Affondo dell’Anac sulle autostrade Ponte Genova, c’è un teste
Un atto di segnalazione a Governo e Parlamento in tema di affidamenti dei concessionari - dal gas agli aeroporti con particolare riguardo per le autostrade - è stato inviato ieri dall’Autorità anticorruzione (Anac). L’Anac ha riscontrato fenomeni giudicati particolarmente gravi di inosservanza o di distorta applicazione della normativa di settore.
Con questo atto l’Anac segnala la necessità di un intervento per affidare le concessioni scadute tramite procedure a evidenza pubblica, sollecita più puntuali verifiche da parte dei concedenti nei confronti degli adempimenti dei concessionari, allo stato carenti e invita i concedenti a rivisitare le concessioni in essere, anche esercitando le prerogative di monitoraggio previste dalla normativa. Sulla quota di lavori da affidare all’esterno e i vincoli stabiliti dal Codice appalti, Anac ha rilevato «incongruenze» e «divergenze» tra i dati comunicati dal Mit in quanto concedente e quelli comunicati dalle concessionarie, che tendono a «sottostimare gli adempimenti a loro carico». Il «massimo scollamento dei dati esaminati si è verificato per Autostrade per l’Italia». Pronta la replica di Aspi. Circa i rilievi Anac - si legge in una nota - su una differente interpretazione e aggregazione dei dati tra ministero e Autostrade per l'Italia, in particolare per effetto di due successive, importanti e contrastanti modifiche normative intervenute nel 2016 e 2018 sul tema dei lavori a controllate e collegate, e per le quali la interpretazione circa la gestione del periodo transitorio è intervenuta solo con la pubblicazione delle linee guida Anac, Autostrade per l'Italia conferma che esiste al momento una divergente interpretazione rispetto al ministero. Per tale motivo la società ha chiesto un chiarimento attraverso ricorso amministrativo, che si augura intervenga quanto prima al fine di poter operare in questo ambito su basi normative certe.

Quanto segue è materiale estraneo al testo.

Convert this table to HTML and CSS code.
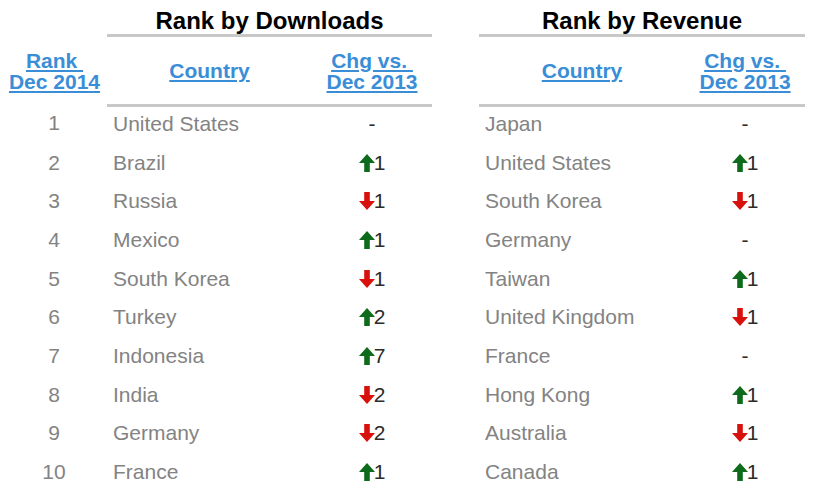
FILE: index.html
```html
<!DOCTYPE html>
<html>
<head>
<meta charset="utf-8">
<link rel="stylesheet" href="styles.css">
</head>
<body>
<div class="wrap">
  <table class="rank-table left">
    <colgroup><col class="c-rank"><col class="c-country"><col class="c-chg"></colgroup>
    <thead>
      <tr class="title-row"><th class="blank"></th><th colspan="2" class="title">Rank by Downloads</th></tr>
      <tr class="head-row">
        <th class="blank"><a href="#">Rank&nbsp;<br>Dec 2014</a></th>
        <th class="lined"><a href="#">Country</a></th>
        <th class="lined"><a href="#">Chg vs.&nbsp;<br>Dec 2013</a></th>
      </tr>
    </thead>
    <tbody>
      <tr><td class="rank">1</td><td class="country">United States</td><td class="chg">-</td></tr>
      <tr><td class="rank">2</td><td class="country">Brazil</td><td class="chg"><svg class="arrow up" viewBox="0 0 16 18"><polygon points="8,0 16,9 10.8,9 10.8,18 5.2,18 5.2,9 0,9"/></svg>1</td></tr>
      <tr><td class="rank">3</td><td class="country">Russia</td><td class="chg"><svg class="arrow down" viewBox="0 0 16 18"><polygon points="8,18 16,9 10.8,9 10.8,0 5.2,0 5.2,9 0,9"/></svg>1</td></tr>
      <tr><td class="rank">4</td><td class="country">Mexico</td><td class="chg"><svg class="arrow up" viewBox="0 0 16 18"><polygon points="8,0 16,9 10.8,9 10.8,18 5.2,18 5.2,9 0,9"/></svg>1</td></tr>
      <tr><td class="rank">5</td><td class="country">South Korea</td><td class="chg"><svg class="arrow down" viewBox="0 0 16 18"><polygon points="8,18 16,9 10.8,9 10.8,0 5.2,0 5.2,9 0,9"/></svg>1</td></tr>
      <tr><td class="rank">6</td><td class="country">Turkey</td><td class="chg"><svg class="arrow up" viewBox="0 0 16 18"><polygon points="8,0 16,9 10.8,9 10.8,18 5.2,18 5.2,9 0,9"/></svg>2</td></tr>
      <tr><td class="rank">7</td><td class="country">Indonesia</td><td class="chg"><svg class="arrow up" viewBox="0 0 16 18"><polygon points="8,0 16,9 10.8,9 10.8,18 5.2,18 5.2,9 0,9"/></svg>7</td></tr>
      <tr><td class="rank">8</td><td class="country">India</td><td class="chg"><svg class="arrow down" viewBox="0 0 16 18"><polygon points="8,18 16,9 10.8,9 10.8,0 5.2,0 5.2,9 0,9"/></svg>2</td></tr>
      <tr><td class="rank">9</td><td class="country">Germany</td><td class="chg"><svg class="arrow down" viewBox="0 0 16 18"><polygon points="8,18 16,9 10.8,9 10.8,0 5.2,0 5.2,9 0,9"/></svg>2</td></tr>
      <tr><td class="rank">10</td><td class="country">France</td><td class="chg"><svg class="arrow up" viewBox="0 0 16 18"><polygon points="8,0 16,9 10.8,9 10.8,18 5.2,18 5.2,9 0,9"/></svg>1</td></tr>
    </tbody>
  </table>

  <table class="rank-table right">
    <colgroup><col class="c-country r"><col class="c-chg"></colgroup>
    <thead>
      <tr class="title-row"><th colspan="2" class="title">Rank by Revenue</th></tr>
      <tr class="head-row">
        <th class="lined"><a href="#">Country</a></th>
        <th class="lined"><a href="#">Chg vs.&nbsp;<br>Dec 2013</a></th>
      </tr>
    </thead>
    <tbody>
      <tr><td class="country">Japan</td><td class="chg">-</td></tr>
      <tr><td class="country">United States</td><td class="chg"><svg class="arrow up" viewBox="0 0 16 18"><polygon points="8,0 16,9 10.8,9 10.8,18 5.2,18 5.2,9 0,9"/></svg>1</td></tr>
      <tr><td class="country">South Korea</td><td class="chg"><svg class="arrow down" viewBox="0 0 16 18"><polygon points="8,18 16,9 10.8,9 10.8,0 5.2,0 5.2,9 0,9"/></svg>1</td></tr>
      <tr><td class="country">Germany</td><td class="chg">-</td></tr>
      <tr><td class="country">Taiwan</td><td class="chg"><svg class="arrow up" viewBox="0 0 16 18"><polygon points="8,0 16,9 10.8,9 10.8,18 5.2,18 5.2,9 0,9"/></svg>1</td></tr>
      <tr><td class="country">United Kingdom</td><td class="chg"><svg class="arrow down" viewBox="0 0 16 18"><polygon points="8,18 16,9 10.8,9 10.8,0 5.2,0 5.2,9 0,9"/></svg>1</td></tr>
      <tr><td class="country">France</td><td class="chg">-</td></tr>
      <tr><td class="country">Hong Kong</td><td class="chg"><svg class="arrow up" viewBox="0 0 16 18"><polygon points="8,0 16,9 10.8,9 10.8,18 5.2,18 5.2,9 0,9"/></svg>1</td></tr>
      <tr><td class="country">Australia</td><td class="chg"><svg class="arrow down" viewBox="0 0 16 18"><polygon points="8,18 16,9 10.8,9 10.8,0 5.2,0 5.2,9 0,9"/></svg>1</td></tr>
      <tr><td class="country">Canada</td><td class="chg"><svg class="arrow up" viewBox="0 0 16 18"><polygon points="8,0 16,9 10.8,9 10.8,18 5.2,18 5.2,9 0,9"/></svg>1</td></tr>
    </tbody>
  </table>
</div>
</body>
</html>
```

FILE: styles.css
```css
html, body {
  margin: 0;
  padding: 0;
  background: #ffffff;
}
body {
  font-family: "Liberation Sans", Arial, Helvetica, sans-serif;
}
.wrap {
  display: flex;
  gap: 47px;
  align-items: flex-start;
}
.rank-table {
  border-collapse: collapse;
  table-layout: fixed;
}
.rank-table.left { width: 432px; }
.rank-table.right { width: 326px; }
.c-rank { width: 107px; }
.c-country { width: 205px; }
.c-country.r { width: 206px; }
.c-chg { width: 120px; }

.rank-table th, .rank-table td {
  padding: 0;
}
.title-row th {
  height: 34px;
  box-sizing: border-box;
  padding-top: 7px;
  line-height: 27px;
  vertical-align: top;
}
.title {
  font-size: 24px;
  font-weight: bold;
  color: #000;
  text-align: center;
  border-bottom: 3px solid #c8c8c8;
}
.head-row th {
  height: 67px;
  vertical-align: middle;
  text-align: center;
  font-size: 21px;
  line-height: 21px;
  font-weight: bold;
}
.head-row th.lined {
  border-bottom: 3px solid #c8c8c8;
}
.head-row a {
  color: #3a8ed8;
  text-decoration: underline;
  text-decoration-thickness: 1.5px;
  text-underline-offset: 2px;
}
.head-row th.blank a {
  position: relative;
  left: 1px;
}
.rank-table td {
  font-size: 21px;
  line-height: 33.67px;
  padding-bottom: 5px;
  color: #838383;
  white-space: nowrap;
}
.rank-table td.rank {
  text-align: center;
  padding-left: 1px;
}
.rank-table td.country {
  padding-left: 6px;
}
.rank-table td.chg {
  text-align: center;
  color: #2b2b2b;
}
.arrow {
  width: 16px;
  height: 18px;
  vertical-align: -2px;
  margin-right: -1px;
}
.arrow.up { fill: #0e6b1c; }
.arrow.down { fill: #d9110c; }
```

Intanto, sul le cause del crollo del ponte Morandi a Genova, interviene un teste qualificato. Si tratta di Agostino Marioni, ingegnere ed ex presidente della società Alga che si occupò dei lavori di rinforzo della pila 11 nel ’93, sentito come persona informata dei fatti in procura dal pm Massimo Terrile: «In un primo momento - ha detto Marioni - avevo pensato che la causa del crollo fosse la corrosione degli stralli. Poi vedendo alcuni video ho iniziato a ipotizzare che a far collassare il viadotto potrebbe essere stata la caduta del rotolo di acciaio trasportato dal camion passato pochi secondi prima. Se il tir, che viaggiava a una velocità di circa 60 chilometri orari, avesse perso il rotolo che pesa 3,5 tonnellate avrebbe sprigionato una forza cinetica pari a una cannonata». L’ingegnere ha poi spiegato come mai Autostrade decise di eseguire i lavori sulla pila 11: «Aveva problemi di corrosione legati a un difetto costruttivo; i cavi all'interno degli stralli di quella pila non vennero sistemati bene per cui il calcestruzzo non li aveva perfettamente avvolti». Il professionista, che per anni ha eseguito lavori su richiesta di Aspi in vari viadotti in Italia e che adesso lavora in Cina ha anche sostenuto che quel che resta del viadotto «non va demolito.